» Recorded information
▼▼▼

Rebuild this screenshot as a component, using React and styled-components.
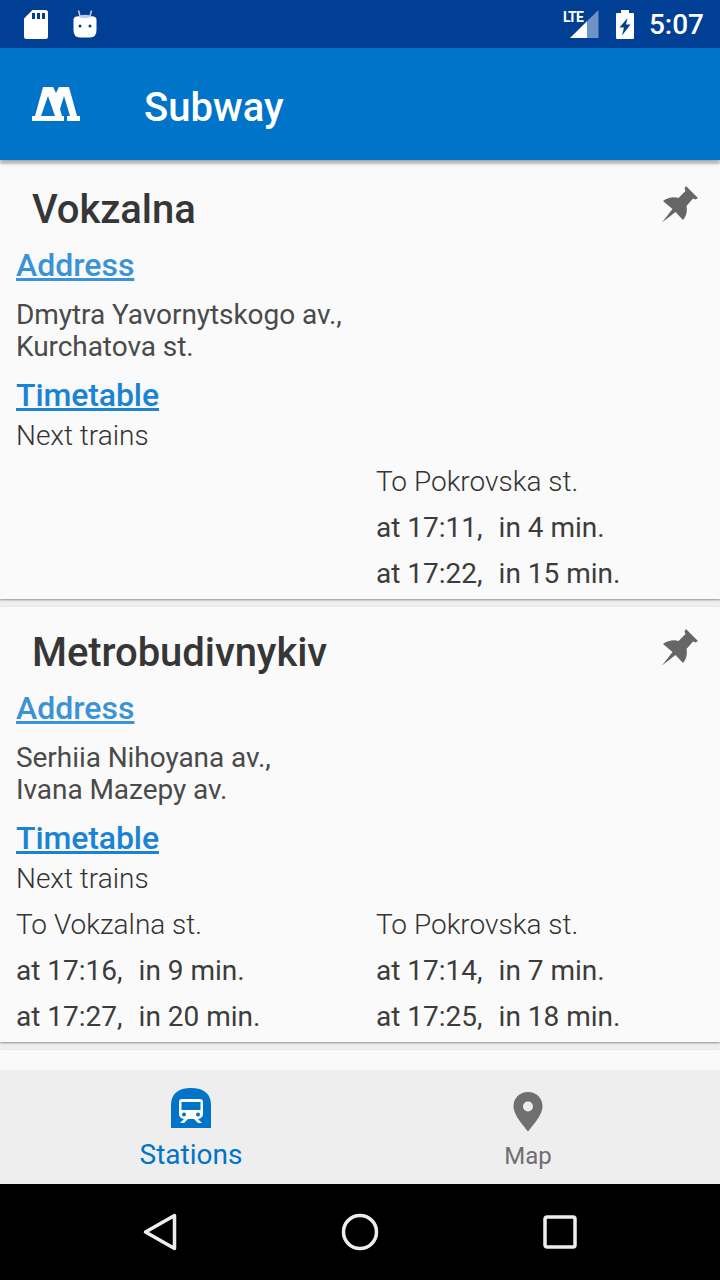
import styled, { createGlobalStyle } from "styled-components";

const GlobalStyle = createGlobalStyle`
  html, body { margin: 0; padding: 0; background: #000; }
  * { box-sizing: border-box; }
`;

const stations = [
  {
    name: "Vokzalna",
    address: ["Dmytra Yavornytskogo av.,", "Kurchatova st."],
    left: null,
    right: {
      to: "To Pokrovska st.",
      times: [["at 17:11,", "in 4 min."], ["at 17:22,", "in 15 min."]],
    },
  },
  {
    name: "Metrobudivnykiv",
    address: ["Serhiia Nihoyana av.,", "Ivana Mazepy av."],
    left: {
      to: "To Vokzalna st.",
      times: [["at 17:16,", "in 9 min."], ["at 17:27,", "in 20 min."]],
    },
    right: {
      to: "To Pokrovska st.",
      times: [["at 17:14,", "in 7 min."], ["at 17:25,", "in 18 min."]],
    },
  },
];

function PinIcon() {
  return (
    <Pin viewBox="0 0 40 40">
      <path fill="#666" d="M26 2 L38 14 L35.500 15.500 L33 14.500 L26.500 22 C27.500 27 26.500 32 23 36 L15.500 28 L2 38.500 L12.500 25 L3 17 C8 13.500 13.500 12.500 18.500 14 L25.500 7 L24.500 4.500 Z" />
    </Pin>
  );
}

function Direction({ data }) {
  if (!data) return <Column />;
  return (
    <Column>
      <DirectionName>{data.to}</DirectionName>
      {data.times.map(([at, wait]) => (
        <TrainTime key={at}>
          {at}
          <Wait>{wait}</Wait>
        </TrainTime>
      ))}
    </Column>
  );
}

function App() {
  return (
    <Screen>
      <GlobalStyle />
      <StatusBar>
        <LeftIcons>
          <svg width="24" height="29" viewBox="0 0 24 29">
            <path fill="#fff" d="M8.500 0 H21.500 a2.500 2.500 0 0 1 2.500 2.500 V26.500 a2.500 2.500 0 0 1 -2.500 2.500 H2.500 a2.500 2.500 0 0 1 -2.500 -2.500 V8.500 Z" />
            <path fill="#003f94" d="M8 3 h3 v6 h-3z M13 3 h3 v6 h-3z M18 3 h3 v6 h-3z" />
          </svg>
          <svg width="24" height="28" viewBox="0 0 24 28">
            <path stroke="#c3cde3" strokeWidth="1.500" d="M5.500 0.500 L7 6 M18.500 0.500 L17 6" />
            <path fill="#c3cde3" d="M3 7 Q12 2.500 21 7 L22 9 H2 Z" />
            <path fill="#fff" d="M0.500 10 Q0.500 6.500 4 6.500 Q12 10 20 6.500 Q23.500 6.500 23.500 10 V20 Q23.500 27.500 17 27.500 H7 Q0.500 27.500 0.500 20 Z" />
            <circle cx="7" cy="16" r="1.500" fill="#003f94" />
            <circle cx="17" cy="16" r="1.500" fill="#003f94" />
          </svg>
        </LeftIcons>
        <RightIcons>
          <Signal viewBox="0 0 38 32" width="38" height="32">
            <path fill="#6f93c6" d="M33.500 2 V30 H22 V13.300 Z" />
            <path fill="#fff" d="M22 13.300 V30 H5 Z" />
          </Signal>
          <LteLabel>LTE</LteLabel>
          <svg width="18" height="29" viewBox="0 0 18 29">
            <path fill="#fff" d="M5 0 H13 V3 H17 a1 1 0 0 1 1 1 V28 a1 1 0 0 1 -1 1 H1 a1 1 0 0 1 -1 -1 V4 a1 1 0 0 1 1 -1 H5 Z" />
            <path fill="#003f94" d="M11.500 8 L3.500 17.500 H8 L6 25.500 L14.500 14.500 H10 Z" />
          </svg>
          <Clock>5:07</Clock>
        </RightIcons>
      </StatusBar>

      <AppBar>
        <Logo viewBox="0 0 48 34">
          <path fill="#fff" fillRule="evenodd" d="M0 34 V29 H3 L11 0 H21 L24 6 L27 0 H37 L45 29 H48 V34 H35 V29 H38 L32 9 L28 22 L30 29 H32 V34 Z M9 29 H23 L16 9 Z" />
        </Logo>
        <AppTitle>Subway</AppTitle>
      </AppBar>

      <List>
        {stations.map((s) => (
          <Card key={s.name}>
            <TitleRow>
              <StationName>{s.name}</StationName>
              <PinIcon />
            </TitleRow>
            <AddressLink>Address</AddressLink>
            <AddressText>
              {s.address.map((line) => (
                <div key={line}>{line}</div>
              ))}
            </AddressText>
            <TimetableLink>Timetable</TimetableLink>
            <NextTrains>Next trains</NextTrains>
            <Directions>
              <Direction data={s.left} />
              <Direction data={s.right} />
            </Directions>
          </Card>
        ))}
        <Card />
      </List>

      <TabBar>
        <Tab>
          <svg width="40" height="40" viewBox="0 0 40 40">
            <path fill="#0074c8" d="M0 40 V17 C0 6 7 0 20 0 C33 0 40 6 40 17 V40 Z" />
            <path fill="#fff" fillRule="evenodd" d="M11 11 H29 a3 3 0 0 1 3 3 V26 a5 5 0 0 1 -5 5 L31 35 H27 L23 31 H17 L13 35 H9 L13 31 a5 5 0 0 1 -5 -5 V14 a3 3 0 0 1 3 -3 Z M10.500 14 V22 H29.500 V14 Z" />
            <circle cx="13" cy="26.500" r="2" fill="#0074c8" />
            <circle cx="27" cy="26.500" r="2" fill="#0074c8" />
          </svg>
          <TabLabel $active>Stations</TabLabel>
        </Tab>
        <Tab>
          <MapPin width="32" height="40" viewBox="0 0 32 40">
            <path fill="#6f6f6f" fillRule="evenodd" d="M16 0 C25 0 30.500 6.500 30.500 14.500 C30.500 23 21 33 16 39.500 C11 33 1.500 23 1.500 14.500 C1.500 6.500 7 0 16 0 Z M16 9.500 A5 5 0 1 0 16 19.500 A5 5 0 1 0 16 9.500 Z" />
          </MapPin>
          <TabLabel>Map</TabLabel>
        </Tab>
      </TabBar>

      <NavBar>
        <svg width="34" height="38" viewBox="0 0 34 38">
          <path fill="none" stroke="#eee" strokeWidth="3.500" strokeLinejoin="round" d="M31.500 2.500 V35.500 L2.500 19 Z" />
        </svg>
        <svg width="38" height="38" viewBox="0 0 38 38">
          <circle cx="19" cy="19" r="16.500" fill="none" stroke="#eee" strokeWidth="3.500" />
        </svg>
        <svg width="34" height="34" viewBox="0 0 34 34">
          <rect x="2" y="2" width="30" height="30" rx="2" fill="none" stroke="#eee" strokeWidth="3.500" />
        </svg>
      </NavBar>
    </Screen>
  );
}

const Screen = styled.div`
  width: 720px;
  height: 1280px;
  display: flex;
  flex-direction: column;
  overflow: hidden;
  background: #eeeeee;
  font-family: Roboto, "Liberation Sans", sans-serif;
`;
const StatusBar = styled.div`
  height: 48px;
  flex: none;
  display: flex;
  align-items: center;
  justify-content: space-between;
  padding: 0 16px 0 24px;
  background: #003f94;
`;
const LeftIcons = styled.div`
  display: flex;
  align-items: center;
  gap: 25px;
`;
const RightIcons = styled.div`
  display: flex;
  align-items: center;
  gap: 22px;
  position: relative;
`;
const Signal = styled.svg`
  margin-right: -9px;
`;
const LteLabel = styled.span`
  position: absolute;
  left: -2px;
  top: 1px;
  font-size: 14px;
  font-weight: 700;
  color: #fff;
  letter-spacing: -0.8px;
`;
const Clock = styled.span`
  font-size: 28px;
  font-weight: 500;
  color: #fff;
  margin-left: -7px;
`;
const AppBar = styled.header`
  height: 112px;
  flex: none;
  display: flex;
  align-items: center;
  padding: 0 32px;
  background: #0074c8;
  box-shadow: 0 3px 4px rgba(0, 0, 0, 0.3);
  position: relative;
  z-index: 1;
`;
const Logo = styled.svg`
  width: 48px;
  height: 34px;
  margin-right: 64px;
`;
const AppTitle = styled.h1`
  margin: 6px 0 0;
  font-size: 40px;
  font-weight: 500;
  color: #fff;
`;
const List = styled.main`
  flex: 1;
  min-height: 0;
  overflow: hidden;
  display: flex;
  flex-direction: column;
  gap: 8px;
  padding-top: 4px;
  background: #eeeeee;
`;
const Card = styled.section`
  flex: none;
  height: 435px;
  padding: 0 16px;
  background: #fafafa;
  box-shadow: 0 1px 2px rgba(0, 0, 0, 0.4);
`;
const TitleRow = styled.div`
  display: flex;
  align-items: flex-start;
  justify-content: space-between;
  height: 82px;
  padding: 18px 4px 0 16px;
`;
const StationName = styled.h2`
  margin: 0;
  font-size: 40px;
  line-height: 56px;
  font-weight: 500;
  letter-spacing: -0.07px;
  color: #363636;
`;
const Pin = styled.svg`
  width: 40px;
  height: 40px;
  margin-top: 2px;
`;
const SectionLink = styled.a`
  display: block;
  width: fit-content;
  font-size: 32px;
  line-height: 38px;
  font-weight: 500;
  text-decoration: underline;
`;
const AddressLink = styled(SectionLink)`
  color: #3a93d6;
`;
const TimetableLink = styled(SectionLink)`
  color: #1b83d3;
  margin-top: 13px;
  letter-spacing: -0.1px;
`;
const AddressText = styled.div`
  margin-top: 15px;
  font-size: 28px;
  line-height: 32px;
  letter-spacing: -0.06px;
  color: #4a4a4a;
`;
const NextTrains = styled.div`
  font-size: 28px;
  line-height: 40px;
  font-weight: 300;
  color: #333;
  margin-top: 2px;
`;
const Directions = styled.div`
  display: grid;
  grid-template-columns: 360px 1fr;
  margin-top: 3px;
`;
const Column = styled.div`
  display: flex;
  flex-direction: column;
`;
const DirectionName = styled.div`
  font-size: 28px;
  line-height: 46px;
  font-weight: 300;
  color: #333;
`;
const TrainTime = styled.div`
  font-size: 28px;
  line-height: 46px;
  color: #3c3c3c;
`;
const Wait = styled.span`
  margin-left: 16px;
`;
const TabBar = styled.nav`
  height: 114px;
  flex: none;
  display: grid;
  grid-template-columns: 382px 292px;
  background: #eeeeee;
  position: relative;
`;
const Tab = styled.div`
  display: flex;
  flex-direction: column;
  align-items: center;
  padding-top: 18px;
`;
const MapPin = styled.svg`
  margin-top: 4px;
`;
const TabLabel = styled.span`
  font-size: ${(p) => (p.$active ? "28px" : "24px")};
  line-height: 34px;
  margin-top: ${(p) => (p.$active ? "10px" : "7px")};
  color: ${(p) => (p.$active ? "#0074c8" : "#6f6f6f")};
`;
const NavBar = styled.div`
  height: 96px;
  flex: none;
  display: flex;
  align-items: center;
  justify-content: space-between;
  padding: 0 143px;
  background: #000;
`;

export default App;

▲▲▲

» Exercise aim
From the data, collect all lines where the string "components" appears.

» Final result
Rebuild this screenshot as a component, using React and styled-components.
import styled, { createGlobalStyle } from "styled-components";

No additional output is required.